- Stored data
>>>>

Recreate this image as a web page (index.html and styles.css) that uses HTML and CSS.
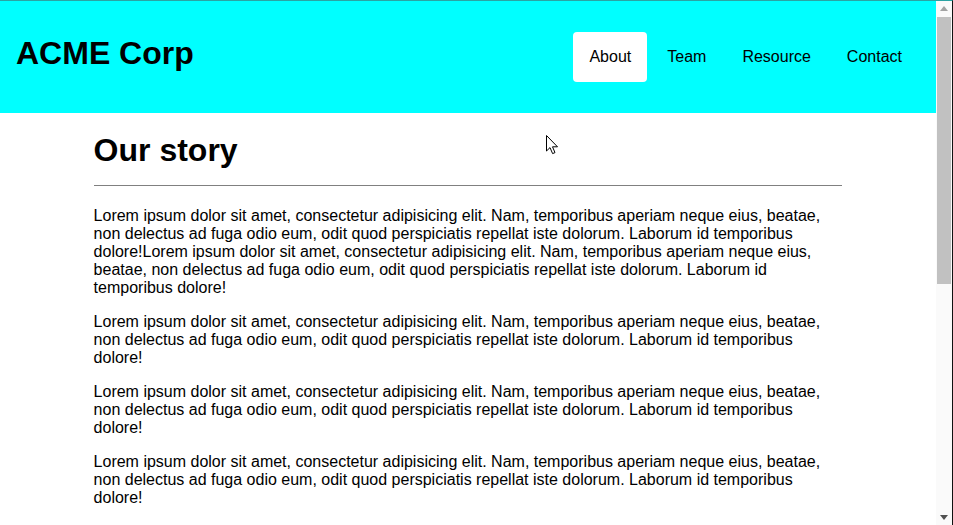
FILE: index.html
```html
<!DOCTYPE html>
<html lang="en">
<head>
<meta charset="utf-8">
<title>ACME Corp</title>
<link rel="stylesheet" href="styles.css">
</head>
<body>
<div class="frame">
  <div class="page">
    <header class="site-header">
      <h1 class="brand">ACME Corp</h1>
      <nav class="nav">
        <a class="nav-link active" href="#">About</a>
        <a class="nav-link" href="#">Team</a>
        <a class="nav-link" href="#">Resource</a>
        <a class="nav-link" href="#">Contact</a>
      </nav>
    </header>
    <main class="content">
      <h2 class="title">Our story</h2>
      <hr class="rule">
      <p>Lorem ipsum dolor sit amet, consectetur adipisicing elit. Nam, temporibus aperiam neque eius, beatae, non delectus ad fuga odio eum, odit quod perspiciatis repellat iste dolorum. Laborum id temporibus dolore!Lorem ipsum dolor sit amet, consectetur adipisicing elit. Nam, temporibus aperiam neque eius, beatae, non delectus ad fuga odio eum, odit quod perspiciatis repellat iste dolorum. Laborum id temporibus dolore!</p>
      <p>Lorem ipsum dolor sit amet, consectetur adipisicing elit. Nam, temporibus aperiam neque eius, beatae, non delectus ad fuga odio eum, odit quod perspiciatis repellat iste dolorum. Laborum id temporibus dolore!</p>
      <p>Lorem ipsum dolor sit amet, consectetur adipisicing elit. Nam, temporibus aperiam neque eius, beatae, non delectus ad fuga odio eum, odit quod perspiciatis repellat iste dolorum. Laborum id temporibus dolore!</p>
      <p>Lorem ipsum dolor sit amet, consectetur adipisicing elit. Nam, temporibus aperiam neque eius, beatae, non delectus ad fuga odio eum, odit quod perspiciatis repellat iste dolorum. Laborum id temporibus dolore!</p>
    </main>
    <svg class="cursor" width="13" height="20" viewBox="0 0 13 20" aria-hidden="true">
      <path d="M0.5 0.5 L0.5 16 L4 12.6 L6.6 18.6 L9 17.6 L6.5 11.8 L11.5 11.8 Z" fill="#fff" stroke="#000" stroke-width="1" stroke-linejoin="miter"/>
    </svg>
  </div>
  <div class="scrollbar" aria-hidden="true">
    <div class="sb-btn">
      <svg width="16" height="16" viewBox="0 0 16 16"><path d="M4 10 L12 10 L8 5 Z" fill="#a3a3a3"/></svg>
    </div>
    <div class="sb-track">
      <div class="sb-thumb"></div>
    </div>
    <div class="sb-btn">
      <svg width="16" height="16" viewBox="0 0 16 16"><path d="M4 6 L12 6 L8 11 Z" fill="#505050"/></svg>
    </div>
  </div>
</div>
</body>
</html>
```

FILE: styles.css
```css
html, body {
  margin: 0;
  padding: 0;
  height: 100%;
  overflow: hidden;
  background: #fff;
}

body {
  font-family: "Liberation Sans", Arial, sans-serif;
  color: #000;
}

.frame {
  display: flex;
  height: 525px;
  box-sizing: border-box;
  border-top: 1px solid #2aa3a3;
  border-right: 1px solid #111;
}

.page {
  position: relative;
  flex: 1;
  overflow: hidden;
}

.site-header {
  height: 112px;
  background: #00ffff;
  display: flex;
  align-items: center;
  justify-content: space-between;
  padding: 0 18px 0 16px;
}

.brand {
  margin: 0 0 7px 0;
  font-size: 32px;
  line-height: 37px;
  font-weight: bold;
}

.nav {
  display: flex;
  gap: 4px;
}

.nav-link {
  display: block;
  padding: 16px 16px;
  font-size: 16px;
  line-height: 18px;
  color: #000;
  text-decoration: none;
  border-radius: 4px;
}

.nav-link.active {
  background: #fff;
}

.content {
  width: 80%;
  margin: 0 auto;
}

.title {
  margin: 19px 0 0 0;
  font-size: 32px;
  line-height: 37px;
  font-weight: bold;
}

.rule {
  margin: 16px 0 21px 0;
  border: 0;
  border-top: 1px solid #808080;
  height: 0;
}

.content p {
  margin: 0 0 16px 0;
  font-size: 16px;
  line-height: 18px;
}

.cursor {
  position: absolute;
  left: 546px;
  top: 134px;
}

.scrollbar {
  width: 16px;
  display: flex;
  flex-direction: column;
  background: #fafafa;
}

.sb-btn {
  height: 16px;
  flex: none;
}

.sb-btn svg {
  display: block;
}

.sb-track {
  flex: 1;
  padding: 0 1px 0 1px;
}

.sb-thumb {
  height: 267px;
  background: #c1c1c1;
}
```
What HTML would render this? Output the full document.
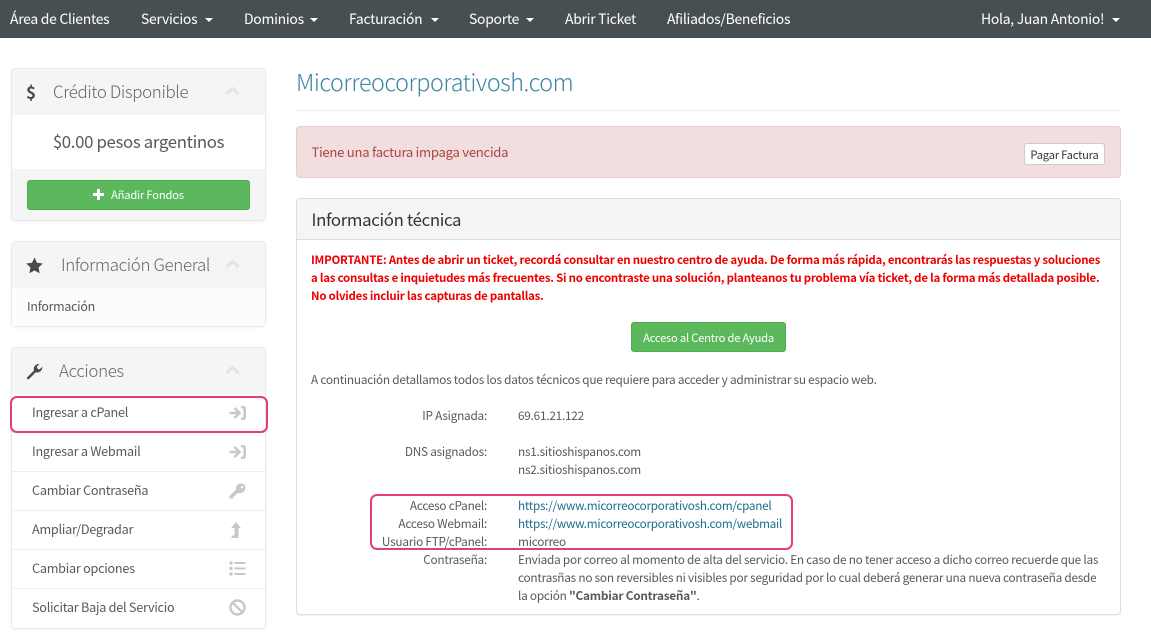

<<<<

- Work to complete
Only the number is wanted: how many lines contain the string "page"?

- Exercise output
3